Entries with page source code:
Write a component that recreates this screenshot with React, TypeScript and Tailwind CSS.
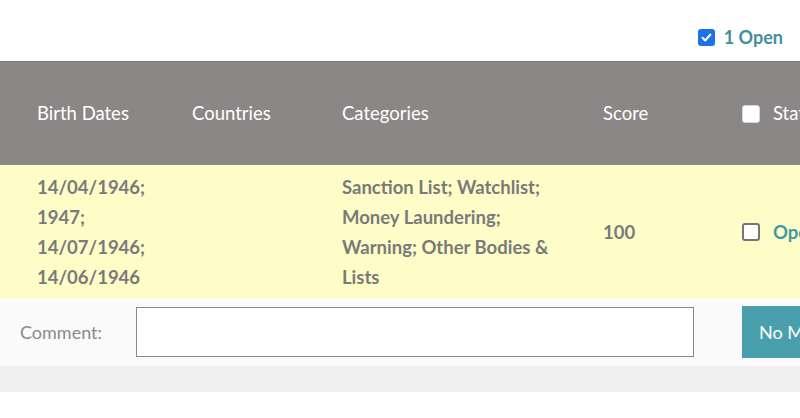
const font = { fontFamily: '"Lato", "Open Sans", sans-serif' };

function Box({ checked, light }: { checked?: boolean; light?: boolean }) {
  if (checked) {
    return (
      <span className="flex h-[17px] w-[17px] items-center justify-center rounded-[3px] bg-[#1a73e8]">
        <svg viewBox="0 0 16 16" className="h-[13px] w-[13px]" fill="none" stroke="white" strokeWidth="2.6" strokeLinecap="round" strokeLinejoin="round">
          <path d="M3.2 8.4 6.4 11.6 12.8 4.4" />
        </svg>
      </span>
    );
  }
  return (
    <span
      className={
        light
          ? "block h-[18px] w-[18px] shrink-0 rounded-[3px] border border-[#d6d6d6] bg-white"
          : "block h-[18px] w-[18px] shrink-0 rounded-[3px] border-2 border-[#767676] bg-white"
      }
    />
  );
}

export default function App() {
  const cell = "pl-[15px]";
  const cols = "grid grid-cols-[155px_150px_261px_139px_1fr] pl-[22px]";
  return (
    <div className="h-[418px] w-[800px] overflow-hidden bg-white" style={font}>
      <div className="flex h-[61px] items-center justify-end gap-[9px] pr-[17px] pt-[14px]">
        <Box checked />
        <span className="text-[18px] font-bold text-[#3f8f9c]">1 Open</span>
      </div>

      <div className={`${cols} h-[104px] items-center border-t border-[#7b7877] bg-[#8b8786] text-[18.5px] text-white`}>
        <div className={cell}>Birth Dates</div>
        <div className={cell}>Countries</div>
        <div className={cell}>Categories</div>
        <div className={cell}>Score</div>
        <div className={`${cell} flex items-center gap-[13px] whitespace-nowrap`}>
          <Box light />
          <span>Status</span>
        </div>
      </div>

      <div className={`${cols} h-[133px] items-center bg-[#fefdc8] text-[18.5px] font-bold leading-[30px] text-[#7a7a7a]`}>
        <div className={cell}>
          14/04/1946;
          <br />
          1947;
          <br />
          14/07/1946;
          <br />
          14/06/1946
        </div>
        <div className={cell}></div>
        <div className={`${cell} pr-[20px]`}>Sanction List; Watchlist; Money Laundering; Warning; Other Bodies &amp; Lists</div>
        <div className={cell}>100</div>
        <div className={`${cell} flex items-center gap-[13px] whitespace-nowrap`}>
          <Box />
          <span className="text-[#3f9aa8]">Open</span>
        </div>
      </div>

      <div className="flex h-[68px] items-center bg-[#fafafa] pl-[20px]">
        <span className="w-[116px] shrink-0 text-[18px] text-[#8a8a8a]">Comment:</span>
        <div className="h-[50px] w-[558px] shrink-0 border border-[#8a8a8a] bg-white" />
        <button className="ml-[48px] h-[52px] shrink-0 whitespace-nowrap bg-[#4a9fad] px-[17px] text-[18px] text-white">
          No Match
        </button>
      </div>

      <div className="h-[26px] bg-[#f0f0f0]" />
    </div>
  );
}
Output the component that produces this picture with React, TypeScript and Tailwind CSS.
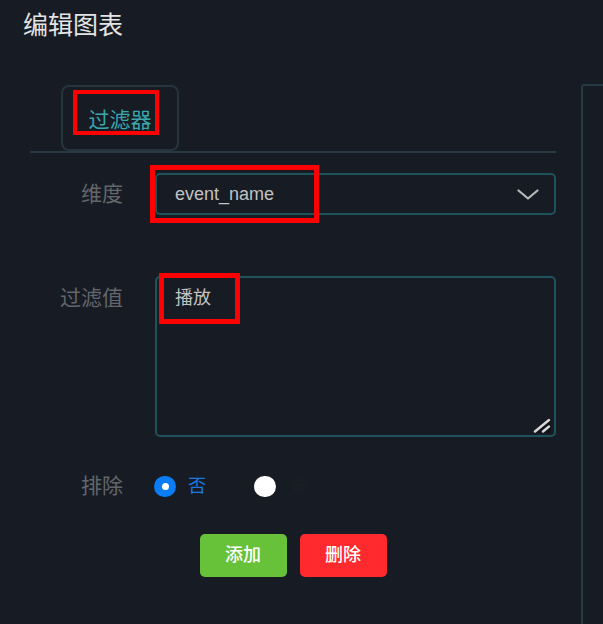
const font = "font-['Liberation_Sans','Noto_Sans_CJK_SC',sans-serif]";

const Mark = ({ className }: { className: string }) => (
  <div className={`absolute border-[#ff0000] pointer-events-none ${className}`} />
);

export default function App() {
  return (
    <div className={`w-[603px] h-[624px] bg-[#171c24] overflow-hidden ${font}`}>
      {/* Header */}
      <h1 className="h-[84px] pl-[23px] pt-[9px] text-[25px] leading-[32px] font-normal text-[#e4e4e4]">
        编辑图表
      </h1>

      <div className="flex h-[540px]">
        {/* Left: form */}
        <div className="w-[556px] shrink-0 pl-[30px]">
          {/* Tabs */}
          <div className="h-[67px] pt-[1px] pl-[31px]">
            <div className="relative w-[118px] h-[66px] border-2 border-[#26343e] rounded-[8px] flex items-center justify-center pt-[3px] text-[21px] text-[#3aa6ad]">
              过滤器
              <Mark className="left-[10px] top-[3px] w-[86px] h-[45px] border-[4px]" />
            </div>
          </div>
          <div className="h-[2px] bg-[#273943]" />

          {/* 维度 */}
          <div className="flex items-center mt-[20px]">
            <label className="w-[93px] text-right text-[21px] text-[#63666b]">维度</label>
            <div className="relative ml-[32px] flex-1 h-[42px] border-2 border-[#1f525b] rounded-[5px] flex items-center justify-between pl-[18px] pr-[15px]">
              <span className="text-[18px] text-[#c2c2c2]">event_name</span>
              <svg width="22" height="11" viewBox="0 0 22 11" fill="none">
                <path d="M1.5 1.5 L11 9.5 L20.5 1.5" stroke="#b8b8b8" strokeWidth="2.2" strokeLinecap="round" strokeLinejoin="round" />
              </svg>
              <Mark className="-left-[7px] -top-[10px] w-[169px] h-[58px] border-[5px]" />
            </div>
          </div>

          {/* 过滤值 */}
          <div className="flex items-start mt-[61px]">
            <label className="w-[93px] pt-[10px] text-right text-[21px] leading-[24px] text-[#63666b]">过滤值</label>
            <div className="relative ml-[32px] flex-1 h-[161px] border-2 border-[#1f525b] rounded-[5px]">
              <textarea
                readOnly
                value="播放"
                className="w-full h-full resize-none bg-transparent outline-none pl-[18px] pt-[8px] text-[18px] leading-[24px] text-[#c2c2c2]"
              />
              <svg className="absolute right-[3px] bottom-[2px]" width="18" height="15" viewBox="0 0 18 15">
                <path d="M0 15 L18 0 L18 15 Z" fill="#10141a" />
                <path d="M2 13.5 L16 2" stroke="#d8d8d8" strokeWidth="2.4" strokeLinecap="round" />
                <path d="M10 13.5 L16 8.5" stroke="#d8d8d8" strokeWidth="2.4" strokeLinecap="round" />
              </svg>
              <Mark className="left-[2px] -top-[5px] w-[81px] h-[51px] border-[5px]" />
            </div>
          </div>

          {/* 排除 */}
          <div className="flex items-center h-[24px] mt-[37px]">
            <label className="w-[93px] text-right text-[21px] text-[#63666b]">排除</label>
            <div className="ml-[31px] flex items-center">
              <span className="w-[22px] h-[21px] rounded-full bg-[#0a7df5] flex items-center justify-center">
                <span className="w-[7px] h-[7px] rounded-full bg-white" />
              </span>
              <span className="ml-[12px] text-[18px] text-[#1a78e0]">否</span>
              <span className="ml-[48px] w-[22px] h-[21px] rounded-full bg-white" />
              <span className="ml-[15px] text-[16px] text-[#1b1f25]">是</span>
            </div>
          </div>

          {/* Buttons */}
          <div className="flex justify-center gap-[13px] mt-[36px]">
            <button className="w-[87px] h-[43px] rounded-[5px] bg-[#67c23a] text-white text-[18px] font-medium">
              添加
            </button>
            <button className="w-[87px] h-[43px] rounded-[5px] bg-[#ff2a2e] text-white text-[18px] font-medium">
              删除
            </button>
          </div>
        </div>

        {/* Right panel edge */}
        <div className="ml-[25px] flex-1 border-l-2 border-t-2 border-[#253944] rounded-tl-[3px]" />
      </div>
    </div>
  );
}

Goal of the exercise. From the records above, report the count of lines containing "that" and nothing more.

Answer to this problem. 2